Over time, we’ve received some comments as to why analysis is necessary and whether it is actually useful to traders. Such remarks have been around for a long time and deserve their own proper response. To that end, we have compiled a (non-exhaustive) list of the most common comments/criticisms we have been on the receiving end of, along with a refutation for each.
1. Why should traders read any analysis?
As any trader, novice or expert, knows, the world is a complicated place. In order to fully understand what is going on in the world and how it affects your trades one needs to keep abreast of all that is happening. To use a practical example, suppose that one was long the EURUSD in the first week of January, on account of the longer-term trend, forgetting that the NFPs were about to be released. That person would have been in for a nasty surprise, as the pair made a 41-pip movement within minutes of the announcement.
Such a move, which came at a large cost for some traders, could have perhaps been avoided if they had just followed up on the news and analyses. While we are not suggesting that reading analyses would make every trader successful, the extra information obtained could provide useful for some as it will help them make more educated decisions.
2. Why shouldn’t traders just follow the news?
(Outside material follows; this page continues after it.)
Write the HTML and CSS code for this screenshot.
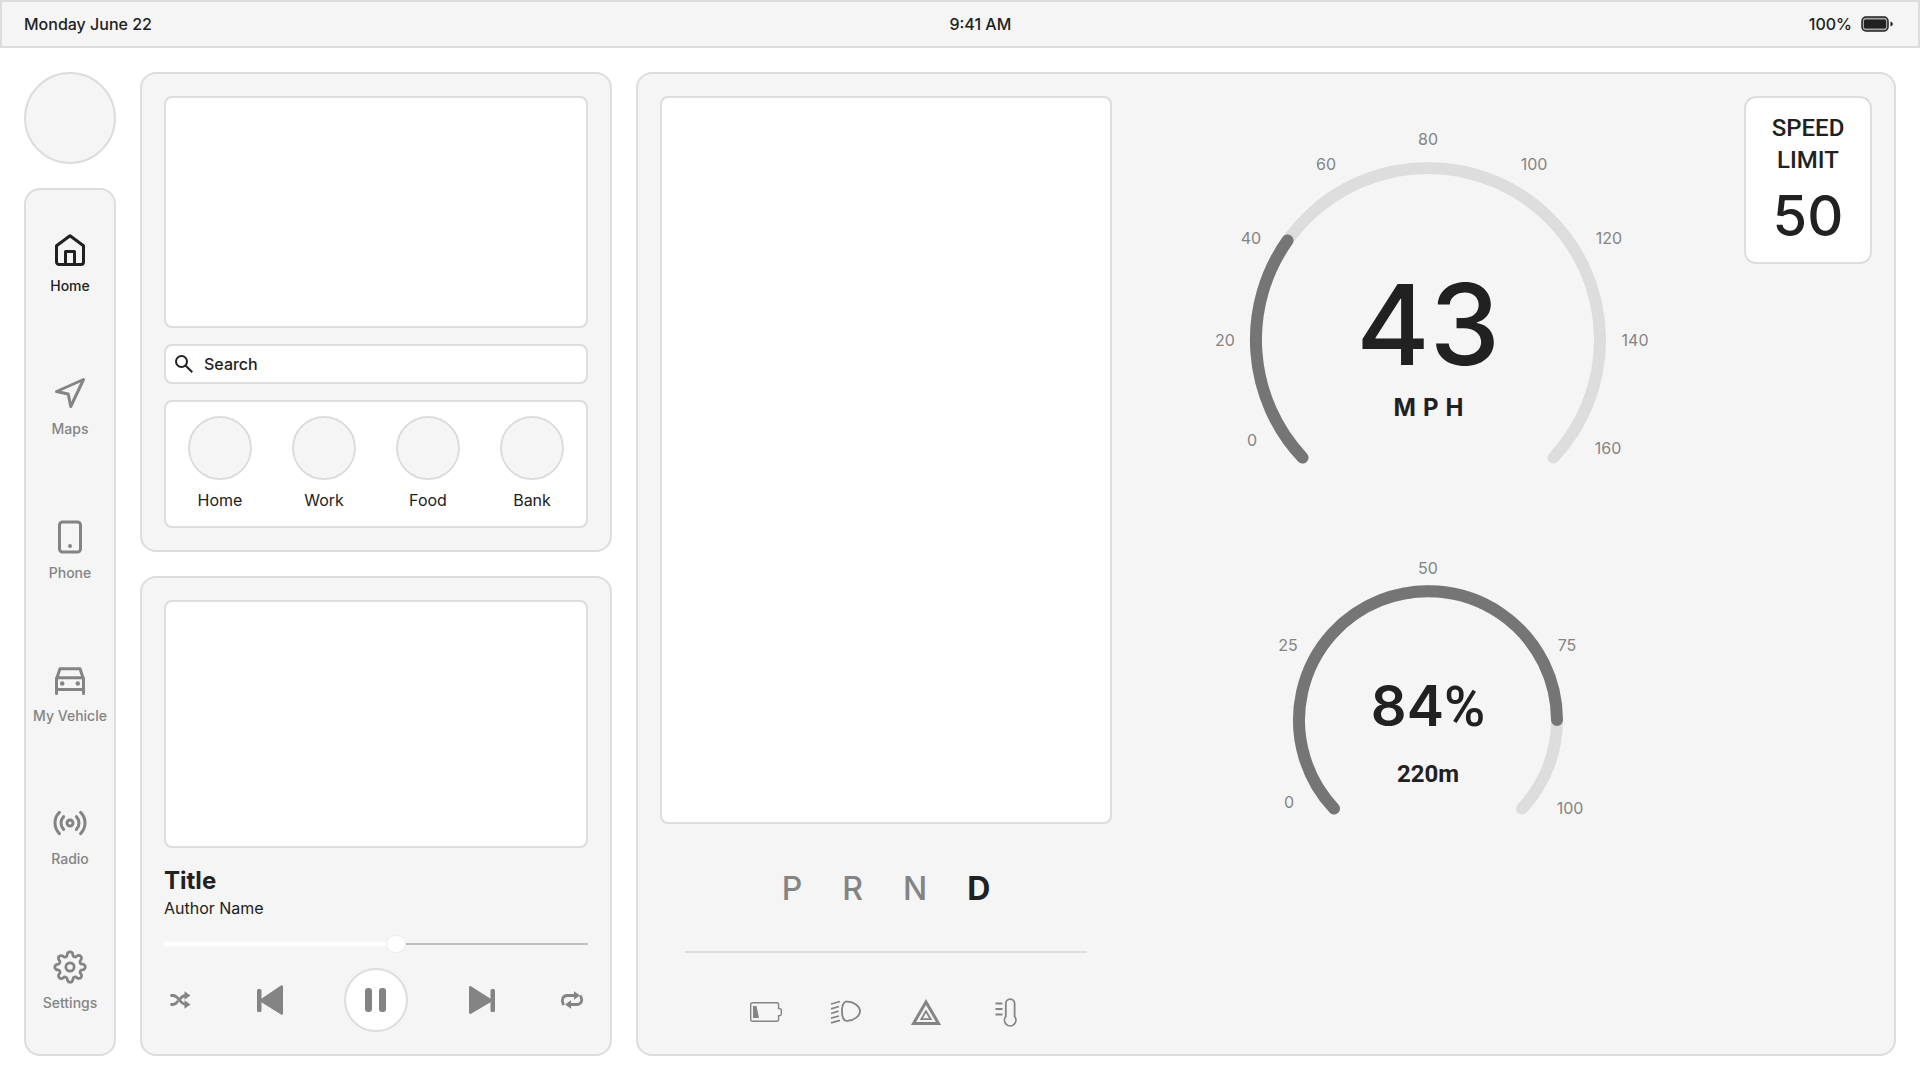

That would be one option. However, the news just offers an overview of what events are due and not how they are expected to turn out. The trader mentioned above could likely have been more educated as to how the market could move and would have likely been able to protect his investments more carefully if he had just read our post that day.
Perhaps the most important point of reading analyses is that it can help traders. However, it takes time to study all the news and developments, and it takes even more time to fully comprehend them. Having a ready-made analysis makes life easier as it offers an overview of the most important events and their implications in a concise manner. This offers the trader the opportunity to gain more knowledge in less time, allowing him or her to devote more time to actual trading.
3. Should traders just read up on what’s going to happen on that day then?
We wouldn’t be that limiting. Markets are huge discounting mechanisms, absorbing news which could potentially take a couple of years to materialize. For example, if one was going through our analyses, then one could have spotted that we mentioned the drop in US corporate profits as a result of the trade war, back in October (twice actually). Using this, traders could have anticipated the stock market decline, if one read the first post, or at least that it would get worse, if one read the second. This could have help the traders who were on the long side to take much more informative decision of whether to choose to sell or continue holding their position. Of course, this would assist traders who would not be willing to carefully consider how this could affect their positions while reading an analysis just for the sake of reading it would not have really had any added value.
4. But if someone is not telling traders what to buy/sell and at which point, why should they read it?
Proper analyses should not direct anyone as to what trades they should do, and neither should they provide any type of investment advice. The purpose of analyses is to provide insights into the markets and their developments and not give out buy or sell recommendations. These decisions should be left to each trader.
Elaborating on the above, traders should never feel safe about making a trade instructed by others; instead they would be better off reaching the point of fully understanding what they are doing by themselves. If this does not appear correct.
To put it more succinctly, an analysis is there to help you understand the world and provide potential ideas for trading, but not to specify a trade itself. Putting the idea into play is what the trader’s job is all about. Besides, if, for example, an analyst suggests that the US economy is going into a recession, there are a myriad of ways to exploit this: short the Dollar, go long on the Yen, short the USA500, short the USA100, buy the US10YR, and so on. Suggesting a trade would mean that the analyst is really restricting the trader, since the latter could find more profitable opportunities elsewhere, especially if little rationale is offered for the buy/sell suggestion.
To sum up, analyses offer overview for the potential direction of the economy or provide technical analysis limits. Traders need to look into both in more detail, and make up their mind on their own before they decide whether they should proceed or not, given that perhaps they can judge that the analysis is erroneous. If someone wishes to simply follow orders then an authorized Portfolio Management would be much better suited for this.
5. If analysts knew how to trade wouldn’t themselves be trading?
Despite the fact that this question is often asked, there is a simple answer to it: professional analysts are not permitted to trade for themselves so as to avoid any conflict of interest that may arise.
However, how much would someone really trust an analyst who trades on what he writes on? Think about it. Would you say that the analyst’s opinion is independent, or would he/she be rather biased, aiming to selfishly exploit his position and make trade of his/her own and thus his/her judgement would be clouded? It is likely that we would have the latter in the back of our minds, and thus the reason that market analysts (or any other employee for that matter) are not allowed to trade is due to the fact that this contravenes our Conflicts of Interest policy.
As elaborated above, the analysts’ job is to offer investment research. It is not the analyst’s job to make the trade. That is why in major investment houses there are both “Analyst” and “Portfolio Manager” positions. One complements the other. The Portfolio Manager does not have the time to go through all the ideas because dealing with how to trade the ideas the Analyst brings is already more than a full-time job. Spotting an investment opportunity is mainly the Analysts’ job, but not executing the trade. This division of labour allows for more profitable ideas to arise, hence why paying more than one person to do both tasks is preferred. Again, even though you don’t have to trust us blindly, just think whether it would be a good idea for investment funds to pay for analysts if they did not need them.